In fact they manage to sound impressively at home, working up the kind of insistent West African groove which has evolved from native Malian music, via the late Ali Farka Touré’s electric blues fusion, to cook up some sizzling West African boogie of its own.

In fact the band (Songhoy is the name of their particular ethnic group) paid tribute to Ali Farka with what was effectively a Malian slow blues, although much of their gig was powerfully and at times trance-inducingly riff-driven. With minimal explanation of the songs, this can become a bit unremitting unless you’re an unreconstructed bopper with a yard or two of floor space, but, boy, this band can boogie, as numerous numbers, including their single, Al Hassidi Terei, demonstrated, lead guitarist Garba Touré (no relation) coaxing fuzzy howls and moans from his instrument over an insistent bass rumble.

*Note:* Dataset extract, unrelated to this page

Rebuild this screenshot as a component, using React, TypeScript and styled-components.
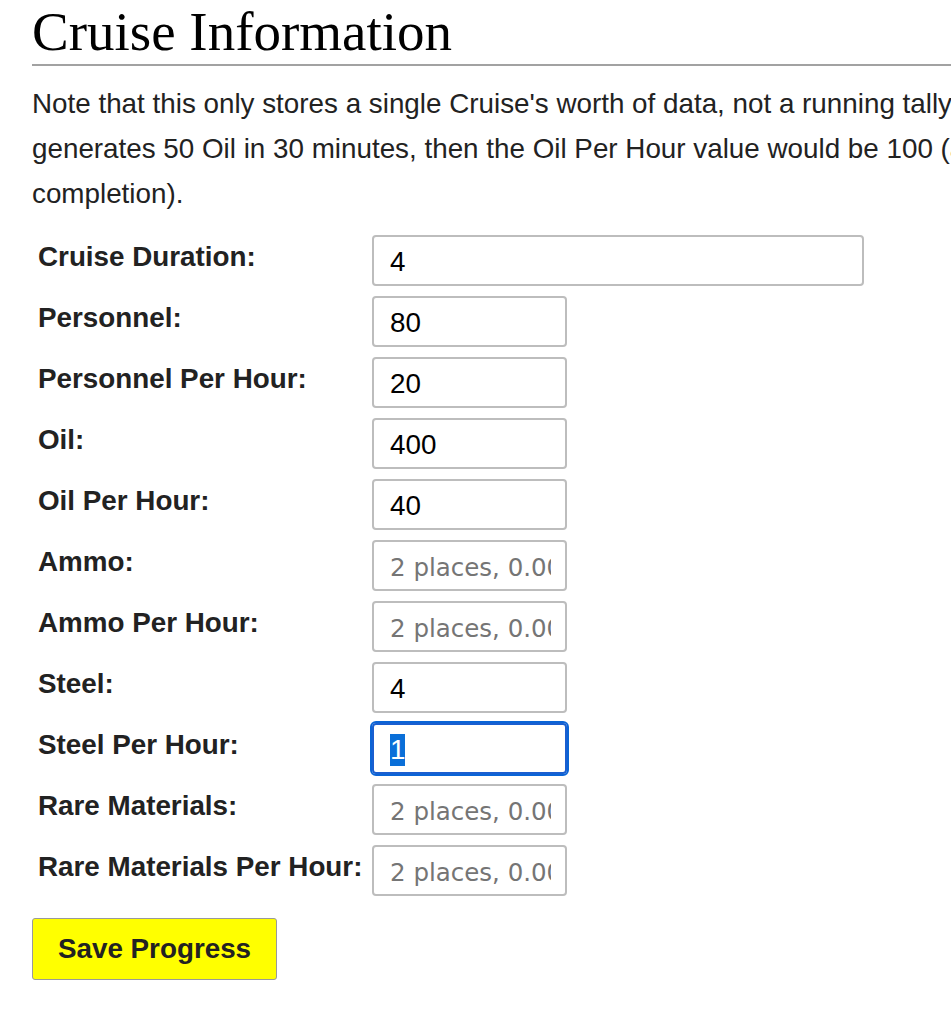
import React, { useEffect, useRef } from "react";
import styled, { createGlobalStyle } from "styled-components";

const Global = createGlobalStyle`
  html, body {
    margin: 0;
    padding: 0;
    background: #ffffff;
    overflow: hidden;
  }
  body {
    font-family: "Liberation Sans", Arial, sans-serif;
    color: #222222;
  }
`;

const Page = styled.div`
  padding: 0 0 0 32px;
  width: 1500px;
`;

const Title = styled.h1`
  margin: 0;
  padding: 4px 0 4px 0;
  font-family: "Liberation Serif", "Times New Roman", serif;
  font-weight: normal;
  font-size: 55px;
  line-height: 56px;
  color: #000000;
  border-bottom: 2px solid #a2a2a2;
`;

const Note = styled.p`
  margin: 15px 0 0 0;
  font-size: 27.8px;
  line-height: 45px;
  white-space: nowrap;
  color: #222222;
`;

const Form = styled.div`
  display: grid;
  grid-template-columns: 334px auto;
  row-gap: 10px;
  margin-top: 19px;
  padding-left: 6px;
  justify-items: start;
`;

const Label = styled.label`
  font-weight: bold;
  font-size: 27.8px;
  line-height: 32px;
  padding-top: 6px;
  color: #222222;
`;

const Field = styled.input<{ $wide?: boolean; $active?: boolean }>`
  box-sizing: border-box;
  width: ${(p) => (p.$wide ? "492px" : "195px")};
  height: 51px;
  padding: 2px 14px 0 16px;
  border: 2px solid ${(p) => (p.$active ? "#1a5fd0" : "#bdbdbd")};
  border-radius: 4px;
  outline: ${(p) => (p.$active ? "2px solid #0a64d6" : "none")};
  outline-offset: 0;
  font-family: "Liberation Sans", Arial, sans-serif;
  font-size: 27.8px;
  color: #000000;
  background: #ffffff;
  &::placeholder {
    font-family: "DejaVu Sans", Tahoma, sans-serif;
    font-size: 24.5px;
    color: #757575;
  }
  &::selection {
    background: #0a6fd8;
    color: #ffffff;
  }
`;

const SaveButton = styled.button`
  margin-top: 22px;
  box-sizing: border-box;
  width: 245px;
  height: 62px;
  background: #ffff00;
  border: 1px solid #9a9a9a;
  border-radius: 3px;
  font-family: "Liberation Sans", Arial, sans-serif;
  font-weight: bold;
  font-size: 27.8px;
  color: #222222;
  cursor: pointer;
`;

type Row = { label: string; value?: string; wide?: boolean; active?: boolean };

const rows: Row[] = [
  { label: "Cruise Duration:", value: "4", wide: true },
  { label: "Personnel:", value: "80" },
  { label: "Personnel Per Hour:", value: "20" },
  { label: "Oil:", value: "400" },
  { label: "Oil Per Hour:", value: "40" },
  { label: "Ammo:" },
  { label: "Ammo Per Hour:" },
  { label: "Steel:", value: "4" },
  { label: "Steel Per Hour:", value: "1", active: true },
  { label: "Rare Materials:" },
  { label: "Rare Materials Per Hour:" },
];

export default function App() {
  const activeRef = useRef<HTMLInputElement>(null);

  useEffect(() => {
    const el = activeRef.current;
    if (el) {
      el.focus();
      el.select();
    }
  }, []);

  return (
    <Page>
      <Global />
      <Title>Cruise Information</Title>
      <Note>
        Note that this only stores a single Cruise's worth of data, not a running tally of all of your Cruises. For example, if a Cruise
        <br />
        generates 50 Oil in 30 minutes, then the Oil Per Hour value would be 100 (assuming it runs through to
        <br />
        completion).
      </Note>
      <Form>
        {rows.map((r, i) => (
          <React.Fragment key={r.label}>
            <Label htmlFor={`f${i}`}>{r.label}</Label>
            <Field
              id={`f${i}`}
              ref={r.active ? activeRef : undefined}
              $wide={r.wide}
              $active={r.active}
              defaultValue={r.value}
              placeholder={r.value === undefined ? "2 places, 0.00" : undefined}
            />
          </React.Fragment>
        ))}
      </Form>
      <SaveButton>Save Progress</SaveButton>
    </Page>
  );
}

The Spiegeltent’s lack of space didn’t deter some enthusiastic gyrating in the aisles, while amiable, trilby-sporting singer Aliou Touré was something of a dance show in his own right, capering and jittering with an eye-popping grin like a particularly animated Halloween skeleton at a party.

They are, in fact, a band born out of adversity, having fled Islamic extremists who ban all music. All of which made the irrepressible energy of their performance all the more gratifying.